> **Do this**: Copy each line below exactly and leave the pictures out.

## begin

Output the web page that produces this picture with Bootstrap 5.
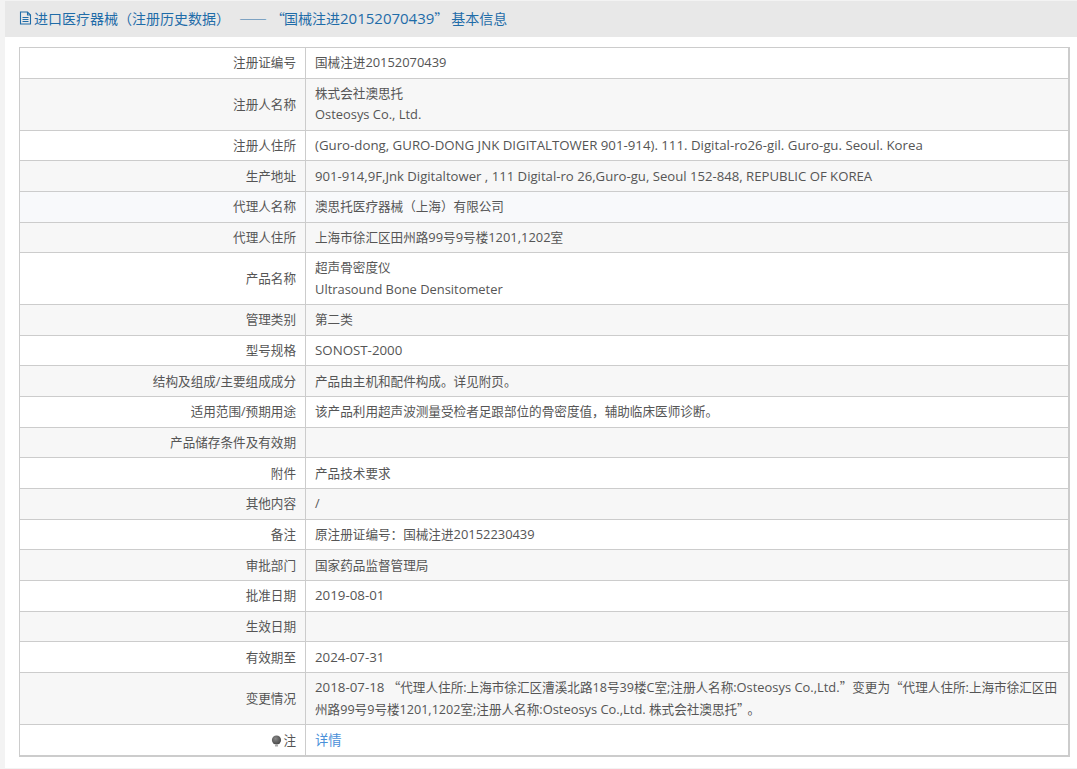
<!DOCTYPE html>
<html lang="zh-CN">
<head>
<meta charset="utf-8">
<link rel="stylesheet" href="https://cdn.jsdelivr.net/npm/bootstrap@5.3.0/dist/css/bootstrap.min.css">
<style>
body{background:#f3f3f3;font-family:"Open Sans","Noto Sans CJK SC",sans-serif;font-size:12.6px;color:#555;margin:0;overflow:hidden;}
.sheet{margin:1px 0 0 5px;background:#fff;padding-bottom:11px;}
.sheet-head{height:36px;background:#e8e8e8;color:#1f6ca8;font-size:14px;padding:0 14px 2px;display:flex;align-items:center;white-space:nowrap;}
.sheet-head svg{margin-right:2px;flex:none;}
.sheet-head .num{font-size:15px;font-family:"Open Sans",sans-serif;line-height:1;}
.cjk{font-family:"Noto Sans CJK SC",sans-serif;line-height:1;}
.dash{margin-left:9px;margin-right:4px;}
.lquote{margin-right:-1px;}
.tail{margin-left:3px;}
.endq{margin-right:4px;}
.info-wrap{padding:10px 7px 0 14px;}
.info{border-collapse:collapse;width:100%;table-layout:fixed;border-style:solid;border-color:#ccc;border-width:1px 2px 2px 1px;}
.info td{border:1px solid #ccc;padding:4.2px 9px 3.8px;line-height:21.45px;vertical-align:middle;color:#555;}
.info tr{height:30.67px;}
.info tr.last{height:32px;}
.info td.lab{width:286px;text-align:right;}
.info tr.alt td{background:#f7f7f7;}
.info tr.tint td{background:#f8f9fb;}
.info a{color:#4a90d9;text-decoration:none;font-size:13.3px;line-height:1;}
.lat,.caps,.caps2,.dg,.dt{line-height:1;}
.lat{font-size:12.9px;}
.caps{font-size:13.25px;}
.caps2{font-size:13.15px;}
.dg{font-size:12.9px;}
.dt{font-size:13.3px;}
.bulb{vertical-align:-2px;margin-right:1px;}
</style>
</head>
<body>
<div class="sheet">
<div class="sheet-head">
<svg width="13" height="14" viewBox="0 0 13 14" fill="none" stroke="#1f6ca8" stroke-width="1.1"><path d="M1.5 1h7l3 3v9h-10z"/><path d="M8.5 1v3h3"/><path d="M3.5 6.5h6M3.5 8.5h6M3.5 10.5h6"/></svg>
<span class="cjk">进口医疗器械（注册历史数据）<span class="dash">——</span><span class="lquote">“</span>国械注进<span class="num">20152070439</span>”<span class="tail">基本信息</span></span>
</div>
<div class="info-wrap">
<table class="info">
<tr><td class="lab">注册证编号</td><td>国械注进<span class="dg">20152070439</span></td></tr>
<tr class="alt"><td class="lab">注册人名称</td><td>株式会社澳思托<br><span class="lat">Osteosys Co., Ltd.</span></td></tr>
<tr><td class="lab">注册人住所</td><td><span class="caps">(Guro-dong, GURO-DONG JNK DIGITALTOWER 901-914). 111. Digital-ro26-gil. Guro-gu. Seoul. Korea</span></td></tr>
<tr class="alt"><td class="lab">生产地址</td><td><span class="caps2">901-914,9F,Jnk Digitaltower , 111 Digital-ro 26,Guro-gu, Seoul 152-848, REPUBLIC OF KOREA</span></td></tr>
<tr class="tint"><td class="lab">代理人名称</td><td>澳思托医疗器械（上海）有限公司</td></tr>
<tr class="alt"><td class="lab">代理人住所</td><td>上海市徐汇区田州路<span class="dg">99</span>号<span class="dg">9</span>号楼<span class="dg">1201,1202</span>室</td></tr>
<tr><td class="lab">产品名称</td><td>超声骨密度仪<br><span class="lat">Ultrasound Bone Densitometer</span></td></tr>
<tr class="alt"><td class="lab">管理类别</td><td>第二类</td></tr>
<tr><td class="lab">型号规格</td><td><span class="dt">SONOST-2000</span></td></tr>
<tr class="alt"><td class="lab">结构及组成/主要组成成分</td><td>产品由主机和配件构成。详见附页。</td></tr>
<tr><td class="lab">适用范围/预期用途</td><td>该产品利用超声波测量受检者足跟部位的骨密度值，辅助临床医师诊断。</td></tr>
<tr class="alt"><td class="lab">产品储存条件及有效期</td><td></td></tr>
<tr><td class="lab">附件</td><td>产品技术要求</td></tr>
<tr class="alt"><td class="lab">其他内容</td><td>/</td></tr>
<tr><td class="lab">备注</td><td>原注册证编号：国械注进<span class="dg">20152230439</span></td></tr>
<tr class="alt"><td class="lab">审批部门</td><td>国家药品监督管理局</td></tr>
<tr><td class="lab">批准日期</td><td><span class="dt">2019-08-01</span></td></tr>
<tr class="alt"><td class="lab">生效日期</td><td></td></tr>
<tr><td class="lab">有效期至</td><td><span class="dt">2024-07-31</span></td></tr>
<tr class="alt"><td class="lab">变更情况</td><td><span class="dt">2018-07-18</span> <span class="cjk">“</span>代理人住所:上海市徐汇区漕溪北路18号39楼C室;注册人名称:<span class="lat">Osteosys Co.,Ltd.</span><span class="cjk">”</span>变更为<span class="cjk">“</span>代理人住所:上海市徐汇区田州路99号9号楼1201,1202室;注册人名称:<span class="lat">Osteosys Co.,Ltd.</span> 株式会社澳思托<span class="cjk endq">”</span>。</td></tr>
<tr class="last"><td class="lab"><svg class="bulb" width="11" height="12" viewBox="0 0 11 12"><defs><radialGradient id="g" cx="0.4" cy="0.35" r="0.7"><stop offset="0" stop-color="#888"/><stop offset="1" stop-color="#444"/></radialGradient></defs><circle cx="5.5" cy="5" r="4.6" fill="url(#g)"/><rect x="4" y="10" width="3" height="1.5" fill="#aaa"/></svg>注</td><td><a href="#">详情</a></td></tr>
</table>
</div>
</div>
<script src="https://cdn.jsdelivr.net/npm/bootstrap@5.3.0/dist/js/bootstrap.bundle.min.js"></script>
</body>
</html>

## end

> **Output for this task**:
Output the web page that produces this picture with Bootstrap 5.
<!DOCTYPE html>
<html lang="zh-CN">
<head>
<meta charset="utf-8">
<link rel="stylesheet" href="https://cdn.jsdelivr.net/npm/bootstrap@5.3.0/dist/css/bootstrap.min.css">
<style>
body{background:#f3f3f3;font-family:"Open Sans","Noto Sans CJK SC",sans-serif;font-size:12.6px;color:#555;margin:0;overflow:hidden;}
.sheet{margin:1px 0 0 5px;background:#fff;padding-bottom:11px;}
.sheet-head{height:36px;background:#e8e8e8;color:#1f6ca8;font-size:14px;padding:0 14px 2px;display:flex;align-items:center;white-space:nowrap;}
.sheet-head svg{margin-right:2px;flex:none;}
.sheet-head .num{font-size:15px;font-family:"Open Sans",sans-serif;line-height:1;}
.cjk{font-family:"Noto Sans CJK SC",sans-serif;line-height:1;}
.dash{margin-left:9px;margin-right:4px;}
.lquote{margin-right:-1px;}
.tail{margin-left:3px;}
.endq{margin-right:4px;}
.info-wrap{padding:10px 7px 0 14px;}
.info{border-collapse:collapse;width:100%;table-layout:fixed;border-style:solid;border-color:#ccc;border-width:1px 2px 2px 1px;}
.info td{border:1px solid #ccc;padding:4.2px 9px 3.8px;line-height:21.45px;vertical-align:middle;color:#555;}
.info tr{height:30.67px;}
.info tr.last{height:32px;}
.info td.lab{width:286px;text-align:right;}
.info tr.alt td{background:#f7f7f7;}
.info tr.tint td{background:#f8f9fb;}
.info a{color:#4a90d9;text-decoration:none;font-size:13.3px;line-height:1;}
.lat,.caps,.caps2,.dg,.dt{line-height:1;}
.lat{font-size:12.9px;}
.caps{font-size:13.25px;}
.caps2{font-size:13.15px;}
.dg{font-size:12.9px;}
.dt{font-size:13.3px;}
.bulb{vertical-align:-2px;margin-right:1px;}
</style>
</head>
<body>
<div class="sheet">
<div class="sheet-head">
<svg width="13" height="14" viewBox="0 0 13 14" fill="none" stroke="#1f6ca8" stroke-width="1.1"><path d="M1.5 1h7l3 3v9h-10z"/><path d="M8.5 1v3h3"/><path d="M3.5 6.5h6M3.5 8.5h6M3.5 10.5h6"/></svg>
<span class="cjk">进口医疗器械（注册历史数据）<span class="dash">——</span><span class="lquote">“</span>国械注进<span class="num">20152070439</span>”<span class="tail">基本信息</span></span>
</div>
<div class="info-wrap">
<table class="info">
<tr><td class="lab">注册证编号</td><td>国械注进<span class="dg">20152070439</span></td></tr>
<tr class="alt"><td class="lab">注册人名称</td><td>株式会社澳思托<br><span class="lat">Osteosys Co., Ltd.</span></td></tr>
<tr><td class="lab">注册人住所</td><td><span class="caps">(Guro-dong, GURO-DONG JNK DIGITALTOWER 901-914). 111. Digital-ro26-gil. Guro-gu. Seoul. Korea</span></td></tr>
<tr class="alt"><td class="lab">生产地址</td><td><span class="caps2">901-914,9F,Jnk Digitaltower , 111 Digital-ro 26,Guro-gu, Seoul 152-848, REPUBLIC OF KOREA</span></td></tr>
<tr class="tint"><td class="lab">代理人名称</td><td>澳思托医疗器械（上海）有限公司</td></tr>
<tr class="alt"><td class="lab">代理人住所</td><td>上海市徐汇区田州路<span class="dg">99</span>号<span class="dg">9</span>号楼<span class="dg">1201,1202</span>室</td></tr>
<tr><td class="lab">产品名称</td><td>超声骨密度仪<br><span class="lat">Ultrasound Bone Densitometer</span></td></tr>
<tr class="alt"><td class="lab">管理类别</td><td>第二类</td></tr>
<tr><td class="lab">型号规格</td><td><span class="dt">SONOST-2000</span></td></tr>
<tr class="alt"><td class="lab">结构及组成/主要组成成分</td><td>产品由主机和配件构成。详见附页。</td></tr>
<tr><td class="lab">适用范围/预期用途</td><td>该产品利用超声波测量受检者足跟部位的骨密度值，辅助临床医师诊断。</td></tr>
<tr class="alt"><td class="lab">产品储存条件及有效期</td><td></td></tr>
<tr><td class="lab">附件</td><td>产品技术要求</td></tr>
<tr class="alt"><td class="lab">其他内容</td><td>/</td></tr>
<tr><td class="lab">备注</td><td>原注册证编号：国械注进<span class="dg">20152230439</span></td></tr>
<tr class="alt"><td class="lab">审批部门</td><td>国家药品监督管理局</td></tr>
<tr><td class="lab">批准日期</td><td><span class="dt">2019-08-01</span></td></tr>
<tr class="alt"><td class="lab">生效日期</td><td></td></tr>
<tr><td class="lab">有效期至</td><td><span class="dt">2024-07-31</span></td></tr>
<tr class="alt"><td class="lab">变更情况</td><td><span class="dt">2018-07-18</span> <span class="cjk">“</span>代理人住所:上海市徐汇区漕溪北路18号39楼C室;注册人名称:<span class="lat">Osteosys Co.,Ltd.</span><span class="cjk">”</span>变更为<span class="cjk">“</span>代理人住所:上海市徐汇区田州路99号9号楼1201,1202室;注册人名称:<span class="lat">Osteosys Co.,Ltd.</span> 株式会社澳思托<span class="cjk endq">”</span>。</td></tr>
<tr class="last"><td class="lab"><svg class="bulb" width="11" height="12" viewBox="0 0 11 12"><defs><radialGradient id="g" cx="0.4" cy="0.35" r="0.7"><stop offset="0" stop-color="#888"/><stop offset="1" stop-color="#444"/></radialGradient></defs><circle cx="5.5" cy="5" r="4.6" fill="url(#g)"/><rect x="4" y="10" width="3" height="1.5" fill="#aaa"/></svg>注</td><td><a href="#">详情</a></td></tr>
</table>
</div>
</div>
<script src="https://cdn.jsdelivr.net/npm/bootstrap@5.3.0/dist/js/bootstrap.bundle.min.js"></script>
</body>
</html>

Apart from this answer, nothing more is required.